My bittersweet Elk.

I was a little hesitant of it at first but I must say it makes shooting with the higher mounted scope a lot more comfortable. Make sure you use the adhesive velcro under the come to keep it from sliding around. Its still easy to remove for open sight use and the soft side of the velcro doesn’t feel bad on your cheek at all. Its called an ACCU-Riser. I think I got it off amazon for around $30 or so.

As to that load, its “brisk” but not unmanageable. Its not like we are planning on an extended shoot at a pairie dog town with one of these. For the few shots we take while hunting its no problem at all. Plus with the kodiaks that thing will punch thru 20+” spruce trees so I woudln’t worry about any shoulder or leg bones!

I actually think the straigh stock guide guns handle the recoil a littel better than the pistol grip stocks. I used to shoot this load with the rem 405s all the time with my stainless guide gun. I had several hundred of the 405gr bullets bought on sale from midway a few years ago. I doubt I went to the range without running thru a box of those things, often two boxes! Then again I am not terribly recoil shy. One of my buddies has a “dead mule” mercury recoil reducer in his rifle and it does make quite a difference in felt recoil.
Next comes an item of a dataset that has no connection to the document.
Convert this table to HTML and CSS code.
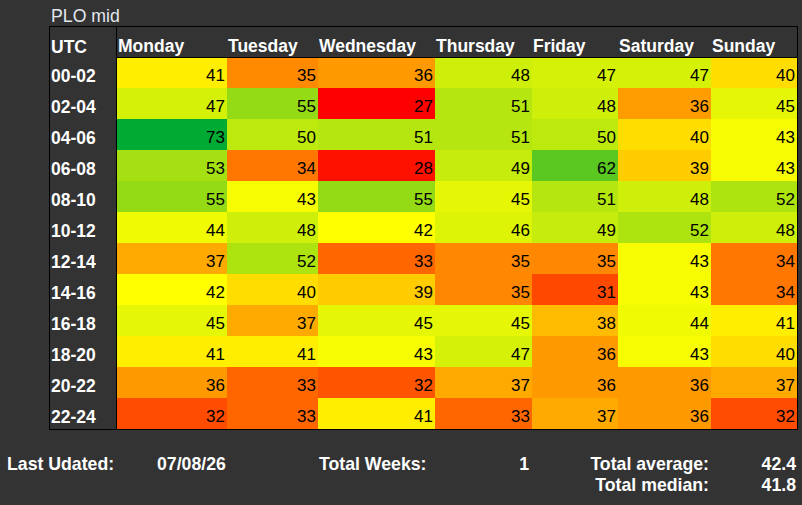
FILE: index.html
```html
<!DOCTYPE html>
<html>
<head>
<meta charset="utf-8">
<link rel="stylesheet" href="styles.css">
</head>
<body>
<div class="title">PLO mid</div>
<div class="heat">
  <div class="hd lab">UTC</div>
  <div class="hd day">Monday</div>
  <div class="hd day">Tuesday</div>
  <div class="hd day">Wednesday</div>
  <div class="hd day">Thursday</div>
  <div class="hd day">Friday</div>
  <div class="hd day">Saturday</div>
  <div class="hd day">Sunday</div>

  <div class="lab">00-02</div>
  <div class="v" style="background:#FFEE00">41</div>
  <div class="v" style="background:#FF8A00">35</div>
  <div class="v" style="background:#FF9900">36</div>
  <div class="v" style="background:#CEEF0A">48</div>
  <div class="v" style="background:#D6F108">47</div>
  <div class="v" style="background:#D6F108">47</div>
  <div class="v" style="background:#FFDD00">40</div>

  <div class="lab">02-04</div>
  <div class="v" style="background:#D6F108">47</div>
  <div class="v" style="background:#94DB15">55</div>
  <div class="v" style="background:#FF0000">27</div>
  <div class="v" style="background:#B5E60F">51</div>
  <div class="v" style="background:#CEEF0A">48</div>
  <div class="v" style="background:#FF9C00">36</div>
  <div class="v" style="background:#E6F705">45</div>

  <div class="lab">04-06</div>
  <div class="v" style="background:#00AA33">73</div>
  <div class="v" style="background:#BDE90D">50</div>
  <div class="v" style="background:#B5E60F">51</div>
  <div class="v" style="background:#B5E60F">51</div>
  <div class="v" style="background:#BDE90D">50</div>
  <div class="v" style="background:#FFDD00">40</div>
  <div class="v" style="background:#F7FC02">43</div>

  <div class="lab">06-08</div>
  <div class="v" style="background:#A5E112">53</div>
  <div class="v" style="background:#FF7700">34</div>
  <div class="v" style="background:#FF1100">28</div>
  <div class="v" style="background:#C5EC0C">49</div>
  <div class="v" style="background:#5AC821">62</div>
  <div class="v" style="background:#FFCC00">39</div>
  <div class="v" style="background:#F7FC02">43</div>

  <div class="lab">08-10</div>
  <div class="v" style="background:#94DB15">55</div>
  <div class="v" style="background:#F7FC02">43</div>
  <div class="v" style="background:#94DB15">55</div>
  <div class="v" style="background:#E6F705">45</div>
  <div class="v" style="background:#B5E60F">51</div>
  <div class="v" style="background:#CEEF0A">48</div>
  <div class="v" style="background:#ADE410">52</div>

  <div class="lab">10-12</div>
  <div class="v" style="background:#EFFA03">44</div>
  <div class="v" style="background:#CEEF0A">48</div>
  <div class="v" style="background:#FFFF00">42</div>
  <div class="v" style="background:#DEF407">46</div>
  <div class="v" style="background:#C5EC0C">49</div>
  <div class="v" style="background:#ADE410">52</div>
  <div class="v" style="background:#CEEF0A">48</div>

  <div class="lab">12-14</div>
  <div class="v" style="background:#FFAA00">37</div>
  <div class="v" style="background:#ADE410">52</div>
  <div class="v" style="background:#FF6600">33</div>
  <div class="v" style="background:#FF8800">35</div>
  <div class="v" style="background:#FF8800">35</div>
  <div class="v" style="background:#F7FC02">43</div>
  <div class="v" style="background:#FF7700">34</div>

  <div class="lab">14-16</div>
  <div class="v" style="background:#FFFF00">42</div>
  <div class="v" style="background:#FFDD00">40</div>
  <div class="v" style="background:#FFCC00">39</div>
  <div class="v" style="background:#FF8800">35</div>
  <div class="v" style="background:#FF4800">31</div>
  <div class="v" style="background:#F7FC02">43</div>
  <div class="v" style="background:#FF7700">34</div>

  <div class="lab">16-18</div>
  <div class="v" style="background:#E6F705">45</div>
  <div class="v" style="background:#FFAA00">37</div>
  <div class="v" style="background:#E6F705">45</div>
  <div class="v" style="background:#E6F705">45</div>
  <div class="v" style="background:#FFBB00">38</div>
  <div class="v" style="background:#EFFA03">44</div>
  <div class="v" style="background:#FFEE00">41</div>

  <div class="lab">18-20</div>
  <div class="v" style="background:#FFEE00">41</div>
  <div class="v" style="background:#FFEE00">41</div>
  <div class="v" style="background:#F7FC02">43</div>
  <div class="v" style="background:#D6F108">47</div>
  <div class="v" style="background:#FF9900">36</div>
  <div class="v" style="background:#F7FC02">43</div>
  <div class="v" style="background:#FFDD00">40</div>

  <div class="lab">20-22</div>
  <div class="v" style="background:#FF9900">36</div>
  <div class="v" style="background:#FF6600">33</div>
  <div class="v" style="background:#FF5500">32</div>
  <div class="v" style="background:#FFAA00">37</div>
  <div class="v" style="background:#FF9900">36</div>
  <div class="v" style="background:#FF9900">36</div>
  <div class="v" style="background:#FFAA00">37</div>

  <div class="lab">22-24</div>
  <div class="v" style="background:#FF4C00">32</div>
  <div class="v" style="background:#FF6600">33</div>
  <div class="v" style="background:#FFEE00">41</div>
  <div class="v" style="background:#FF6600">33</div>
  <div class="v" style="background:#FFAA00">37</div>
  <div class="v" style="background:#FF9900">36</div>
  <div class="v" style="background:#FF4C00">32</div>
</div>

<div class="footer">
  <div class="f-lab">Last Udated:</div>
  <div class="f-date">07/08/26</div>
  <div class="f-lab">Total Weeks:</div>
  <div class="f-num">1</div>
  <div class="f-rlab">Total average:</div>
  <div class="f-num">42.4</div>
  <div></div><div></div><div></div><div></div>
  <div class="f-rlab">Total median:</div>
  <div class="f-num">41.8</div>
</div>
</body>
</html>
```

FILE: styles.css
```css
html, body {
  margin: 0;
  padding: 0;
  background: #333333;
}

body {
  font-family: "Liberation Sans", Arial, sans-serif;
  width: 802px;
  height: 505px;
  overflow: hidden;
}

.title {
  padding: 6px 0 0 51px;
  height: 20px;
  line-height: 20px;
  font-size: 17.7px;
  color: #e2e8f0;
}

.heat {
  margin-left: 49px;
  width: 747px;
  border: 1px solid #000;
  display: grid;
  grid-template-columns: 67px 110px 91px 117px 97px 86px 93px 86px;
  grid-template-rows: 31px 30px repeat(11, 31px);
}

.heat > div {
  box-sizing: border-box;
  display: flex;
  align-items: flex-end;
  line-height: normal;
}

.hd {
  color: #fff;
  font-weight: bold;
  font-size: 17.5px;
  padding-left: 1px;
}

.day {
  border-bottom: 1px solid #000;
}

.lab {
  color: #fff;
  font-weight: bold;
  font-size: 17.5px;
  padding-left: 1px;
  padding-bottom: 1px;
  border-right: 1px solid #000;
}

.hd.lab {
  padding-bottom: 0;
}

.v {
  justify-content: flex-end;
  color: #000;
  font-size: 17px;
  padding-right: 2px;
  padding-bottom: 2px;
}

.footer {
  margin-top: 24px;
  padding-left: 7px;
  display: grid;
  grid-template-columns: 150px 162px 130px 80px 180px 87px;
  grid-auto-rows: 21px;
  line-height: 21px;
  color: #fff;
  font-weight: bold;
  font-size: 17.7px;
}

.f-num,
.f-rlab {
  text-align: right;
}
```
I actually perfered this rifle with 2.5x leupy scout with german #1 post to the 1895 I currently own.
 
Stillhunter, congratulations on stalking so close to a herd of elk and getting a shot on one. Also congratulations on a great recovery. It sounds like you did everything perfectly and was rewarded with a filled tag.
 
Thank you Dan. There is a lot of luck involved. These Elk can appear and disappear in a step, as dense and the forests are. The mist also complicates things. I do love going in after them.